# DATA TO PROCESS start

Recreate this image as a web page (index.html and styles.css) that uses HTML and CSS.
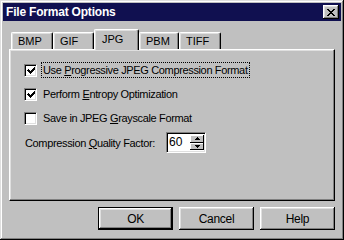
FILE: index.html
```html
<!DOCTYPE html>
<html>
<head>
    <title>File Format Options</title>
    <link rel="stylesheet" href="styles.css">
</head>
<body>
    <div class="window">
        <div class="titlebar">
            <span class="title">File Format Options</span>
            <span class="close">
                <svg width="8" height="7" viewBox="0 0 8 7" shape-rendering="crispEdges">
                    <path d="M0 0h2v1h1v1h2v-1h1v-1h2v1h-1v1h-1v1h-1v1h1v1h1v1h1v1h-2v-1h-1v-1h-2v1h-1v1h-2v-1h1v-1h1v-1h1v-1h-1v-1h-1v-1h-1z" fill="#000"/>
                </svg>
            </span>
        </div>

        <div class="content">
            <!-- tabs -->
            <div class="tabs">
                <div class="tab tab-bmp">BMP</div>
                <div class="tab tab-gif">GIF</div>
                <div class="tab tab-jpg active">JPG</div>
                <div class="tab tab-pbm">PBM</div>
                <div class="tab tab-tiff">TIFF</div>
            </div>

            <div class="panel">
                <div class="check">
                    <span class="box">
                        <svg width="9" height="9" viewBox="0 0 9 9" shape-rendering="crispEdges"><path d="M1 3h1v1h1v1h1v-1h1v-1h1v-1h1v-1h1v3h-1v1h-1v1h-1v1h-1v1h-1v-1h-1v-1h-1v-1h-1z" fill="#000"/></svg>
                    </span>
                    <span class="label focus">Use <u>P</u>rogressive JPEG Compression Format</span>
                </div>
                <div class="check">
                    <span class="box">
                        <svg width="9" height="9" viewBox="0 0 9 9" shape-rendering="crispEdges"><path d="M1 3h1v1h1v1h1v-1h1v-1h1v-1h1v-1h1v3h-1v1h-1v1h-1v1h-1v1h-1v-1h-1v-1h-1v-1h-1z" fill="#000"/></svg>
                    </span>
                    <span class="label">Perform <u>E</u>ntropy Optimization</span>
                </div>
                <div class="check">
                    <span class="box"></span>
                    <span class="label">Save in JPEG <u>G</u>rayscale Format</span>
                </div>
                <div class="quality">
                    <span class="quality-label">Compression <u>Q</u>uality Factor:</span>
                    <div class="spin">
                        <span class="spin-value">60</span>
                        <div class="spin-buttons">
                            <span class="spin-btn">
                                <svg width="5" height="3" viewBox="0 0 5 3" shape-rendering="crispEdges"><path d="M2 0h1v1h1v1h1v1h-5v-1h1v-1h1z" fill="#000"/></svg>
                            </span>
                            <span class="spin-btn">
                                <svg width="5" height="3" viewBox="0 0 5 3" shape-rendering="crispEdges"><path d="M0 0h5v1h-1v1h-1v1h-1v-1h-1v-1h-1z" fill="#000"/></svg>
                            </span>
                        </div>
                    </div>
                </div>
            </div>

            <div class="actions">
                <button class="btn default">OK</button>
                <button class="btn">Cancel</button>
                <button class="btn">Help</button>
            </div>
        </div>
    </div>
</body>
</html>
```

FILE: styles.css
```css
:root {
    --face: #c0c0c0;
    --shadow: #808080;
    --light: #dfdfdf;
    --navy: #101050;
}
body {
    margin: 0;
    font-family: 'Liberation Sans', Arial, sans-serif;
    font-size: 11px;
    letter-spacing: -0.35px;
    color: #000;
}
.window {
    width: 344px;
    height: 240px;
    box-sizing: border-box;
    background: var(--face);
    padding: 3px;
    display: flex;
    flex-direction: column;
    box-shadow: inset -1px -1px #000, inset 1px 1px var(--light),
                inset -2px -2px var(--shadow), inset 2px 2px #fff;
}
.titlebar {
    height: 18px;
    background: var(--navy);
    color: #fff;
    display: flex;
    align-items: center;
    justify-content: space-between;
    padding: 0 2px 0 3px;
}
.title {
    font-weight: bold;
    font-size: 12px;
    letter-spacing: -0.2px;
}
.close {
    width: 16px;
    height: 14px;
    box-sizing: border-box;
    background: var(--face);
    display: flex;
    align-items: center;
    justify-content: center;
    box-shadow: inset -1px -1px #000, inset 1px 1px #fff,
                inset -2px -2px var(--shadow), inset 2px 2px var(--light);
}
.content {
    flex: 1;
    display: flex;
    flex-direction: column;
    padding: 8px 6px 0 6px;
}
.tabs {
    display: flex;
    align-items: flex-end;
    height: 20px;
    padding-left: 2px;
    position: relative;
    z-index: 1;
}
.tab {
    height: 17px;
    box-sizing: border-box;
    padding: 2px 0 0 6px;
    border-top: 1px solid #fff;
    border-left: 1px solid #fff;
    border-right: 1px solid #000;
    border-radius: 2px 2px 0 0;
    box-shadow: inset -1px 0 var(--shadow), inset 1px 1px var(--light);
    background: var(--face);
    letter-spacing: 0;
}
.tab-bmp { width: 42px; }
.tab-gif { width: 41px; }
.tab-jpg { width: 45px; }
.tab-pbm { width: 40px; }
.tab-tiff { width: 42px; }
.tab.active {
    height: 21px;
    margin-bottom: -1px;
    padding-top: 3px;
    padding-left: 7px;
}
.panel {
    height: 152px;
    box-sizing: border-box;
    border: 1px solid;
    border-color: #fff #000 #000 #fff;
    box-shadow: inset -1px -1px var(--shadow), inset 1px 1px var(--light);
    padding: 12px 10px 0 14px;
    display: flex;
    flex-direction: column;
    gap: 8px;
}
.check {
    display: flex;
    align-items: center;
    height: 16px;
}
.box {
    width: 13px;
    height: 13px;
    box-sizing: border-box;
    background: #fff;
    border: 1px solid;
    border-color: var(--shadow) #fff #fff var(--shadow);
    box-shadow: inset 1px 1px #000, inset -1px -1px var(--light);
    display: flex;
    align-items: center;
    justify-content: center;
    margin-right: 4px;
}
.box svg { margin: 1px 0 0 1px; }
.label {
    padding: 1px 1px 1px 1px;
    border: 1px solid transparent;
    line-height: 12px;
}
.label.focus {
    border: 1px dotted #000;
}
.quality {
    display: flex;
    align-items: center;
    margin-top: -2px;
}
.quality-label {
    width: 141px;
    padding-left: 1px;
}
.spin {
    width: 40px;
    height: 21px;
    box-sizing: border-box;
    background: #fff;
    border: 1px solid;
    border-color: var(--shadow) #fff #fff var(--shadow);
    box-shadow: inset 1px 1px #000, inset -1px -1px var(--light);
    display: flex;
    padding: 2px 1px 2px 2px;
}
.spin-value {
    flex: 1;
    font-size: 12px;
    line-height: 15px;
    letter-spacing: 0;
}
.spin-buttons {
    width: 14px;
    display: flex;
    flex-direction: column;
}
.spin-btn {
    flex: 1;
    background: var(--face);
    display: flex;
    align-items: center;
    justify-content: center;
    box-shadow: inset -1px -1px #000, inset 1px 1px #fff;
}
.actions {
    display: flex;
    justify-content: flex-end;
    gap: 6px;
    margin-top: 6px;
}
.btn {
    width: 75px;
    height: 23px;
    box-sizing: border-box;
    background: var(--face);
    border: none;
    font-family: inherit;
    font-size: 12px;
    letter-spacing: -0.3px;
    color: #000;
    padding: 0;
    box-shadow: inset -1px -1px #000, inset 1px 1px #fff,
                inset -2px -2px var(--shadow), inset 2px 2px var(--light);
}
.btn.default {
    border: 1px solid #000;
}
```
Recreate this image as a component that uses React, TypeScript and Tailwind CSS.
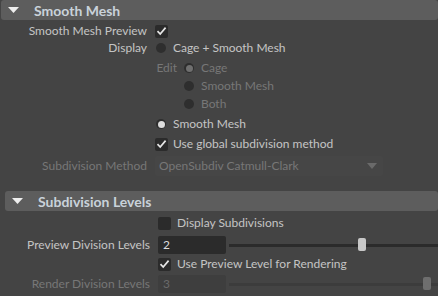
import type { ReactNode } from "react";

const font = { fontFamily: "Lato, 'Liberation Sans', sans-serif" };

const Check = ({ checked, dim }: { checked?: boolean; dim?: boolean }) => (
  <div className="flex h-[13px] w-[13px] shrink-0 items-center justify-center rounded-[2px] bg-[#2b2b2b]">
    {checked && (
      <svg width="11" height="10" viewBox="0 0 11 10">
        <path
          d="M1.5 5.2 L4.2 8 L9.6 1.6"
          fill="none"
          stroke={dim ? "#7a7a7a" : "#e6e6e6"}
          strokeWidth="1.7"
        />
      </svg>
    )}
  </div>
);

const Radio = ({ dot }: { dot?: string }) => (
  <div className="flex h-[10px] w-[10px] shrink-0 items-center justify-center rounded-full bg-[#2e2e2e]">
    {dot && <div className="h-[7px] w-[7px] rounded-full" style={{ background: dot }} />}
  </div>
);

const Row = ({
  label,
  dim,
  top,
  width = 147,
  children,
}: {
  label?: string;
  dim?: boolean;
  top: string;
  width?: number;
  children: ReactNode;
}) => (
  <div className={`flex h-4 items-center ${top}`}>
    <div
      className={`shrink-0 text-right ${dim ? "text-[#777777]" : "text-[#c4c4c4]"}`}
      style={{ width }}
    >
      {label}
    </div>
    <div className="ml-2 flex flex-1 items-center">{children}</div>
  </div>
);

const Header = ({ title, indent }: { title: string; indent: string }) => (
  <div className={`flex h-5 items-center rounded-[3px] bg-[#5d5d5d] ${indent}`}>
    <svg className="ml-[7px]" width="11" height="6" viewBox="0 0 11 6">
      <path d="M0 0 H11 L5.5 6 Z" fill="#eeeeee" />
    </svg>
    <span className="ml-[15px] text-[14px] font-bold text-[#c9d2da]">{title}</span>
  </div>
);

const Slider = ({ pos, dim }: { pos: number; dim?: boolean }) => (
  <div className="relative ml-[3px] h-[14px] flex-1">
    <div
      className={`absolute left-0 right-0 top-[6px] h-[3px] ${dim ? "bg-[#3c3c3c]" : "bg-[#2b2b2b]"}`}
    />
    <div
      className={`absolute top-0 h-[13px] w-[8px] rounded-[2px] ${dim ? "bg-[#6e6e6e]" : "bg-[#c8c8c8]"}`}
      style={{ left: pos }}
    />
  </div>
);

export default function App() {
  return (
    <div className="h-[296px] w-[438px] overflow-hidden bg-[#444444] text-[12px]" style={font}>
      <Header title="Smooth Mesh" indent="ml-px" />

      <Row label="Smooth Mesh Preview" top="mt-[3px]">
        <Check checked />
      </Row>

      <Row label="Display" top="mt-px">
        <div className="ml-px flex items-center gap-[7px] text-[#c4c4c4]">
          <Radio />
          <span>Cage + Smooth Mesh</span>
        </div>
      </Row>

      <Row top="mt-[4px]">
        <div className="flex items-center text-[#777777]">
          <span className="w-[22px] text-right">Edit</span>
          <div className="ml-[7px] flex items-center gap-[7px]">
            <Radio dot="#6f6f6f" />
            <span>Cage</span>
          </div>
        </div>
      </Row>

      <Row top="mt-[2px]">
        <div className="ml-[29px] flex items-center gap-[7px] text-[#777777]">
          <Radio />
          <span>Smooth Mesh</span>
        </div>
      </Row>

      <Row top="mt-[2px]">
        <div className="ml-[29px] flex items-center gap-[7px] text-[#777777]">
          <Radio />
          <span>Both</span>
        </div>
      </Row>

      <Row top="mt-[4px]">
        <div className="ml-px flex items-center gap-[7px] text-[#c4c4c4]">
          <Radio dot="#dddddd" />
          <span>Smooth Mesh</span>
        </div>
      </Row>

      <Row top="mt-[4px]">
        <div className="flex items-center gap-[5px] text-[#c4c4c4]">
          <Check checked />
          <span>Use global subdivision method</span>
        </div>
      </Row>

      <Row label="Subdivision Method" dim top="mt-[6px]">
        <div className="flex h-[20px] w-[228px] items-center justify-between rounded-[2px] bg-[#464646] pl-1 pr-[6px] text-[#777777]">
          <span>OpenSubdiv Catmull-Clark</span>
          <svg width="10" height="6" viewBox="0 0 10 6">
            <path d="M0 0 H10 L5 6 Z" fill="#6a6a6a" />
          </svg>
        </div>
      </Row>

      <div className="mt-[17px]">
        <Header title="Subdivision Levels" indent="ml-[5px]" />
      </div>

      <Row width={150} top="mt-[4px]">
        <div className="flex items-center gap-[6px] text-[#c4c4c4]">
          <Check />
          <span>Display Subdivisions</span>
        </div>
      </Row>

      <div className="mt-[5px] flex h-[18px] items-center">
        <div className="w-[150px] shrink-0 text-right text-[#c4c4c4]">Preview Division Levels</div>
        <div className="ml-2 flex flex-1 items-center">
          <div className="flex h-[18px] w-[68px] items-center rounded-[2px] bg-[#2b2b2b] pl-[5px] text-[#dddddd]">
            2
          </div>
          <Slider pos={129} />
        </div>
      </div>

      <Row width={150} top="mt-[2px]">
        <div className="flex items-center gap-[6px] text-[#c4c4c4]">
          <Check checked />
          <span>Use Preview Level for Rendering</span>
        </div>
      </Row>

      <div className="mt-[3px] flex h-[18px] items-center">
        <div className="w-[150px] shrink-0 text-right text-[#777777]">Render Division Levels</div>
        <div className="ml-2 flex flex-1 items-center">
          <div className="flex h-[18px] w-[68px] items-center rounded-[2px] bg-[#3e3e3e] pl-[5px] text-[#6a6a6a]">
            3
          </div>
          <Slider pos={194} dim />
        </div>
      </div>
    </div>
  );
}
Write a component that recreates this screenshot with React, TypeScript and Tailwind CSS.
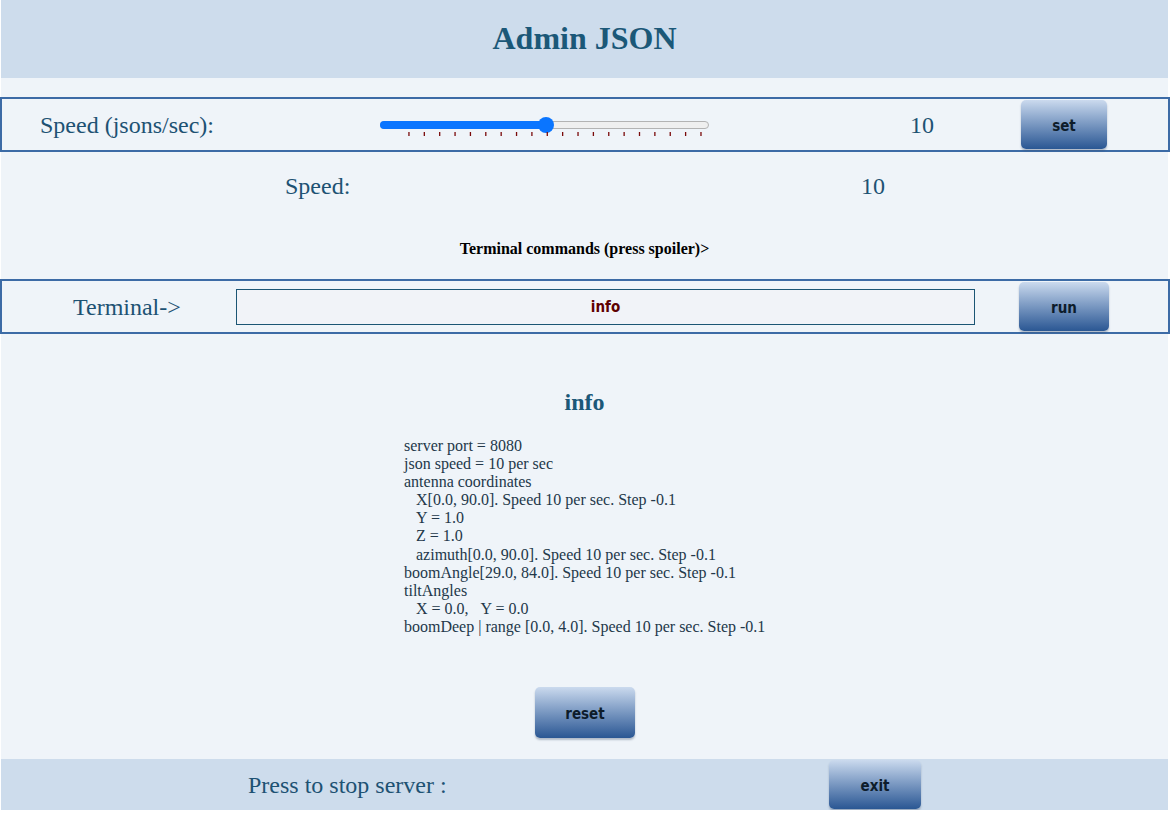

# DATA TO PROCESS end

EXERCISE INSTRUCTIONS
Report how many lines hold the string "component", giving the number and nothing else.

FINISHED ANSWER
2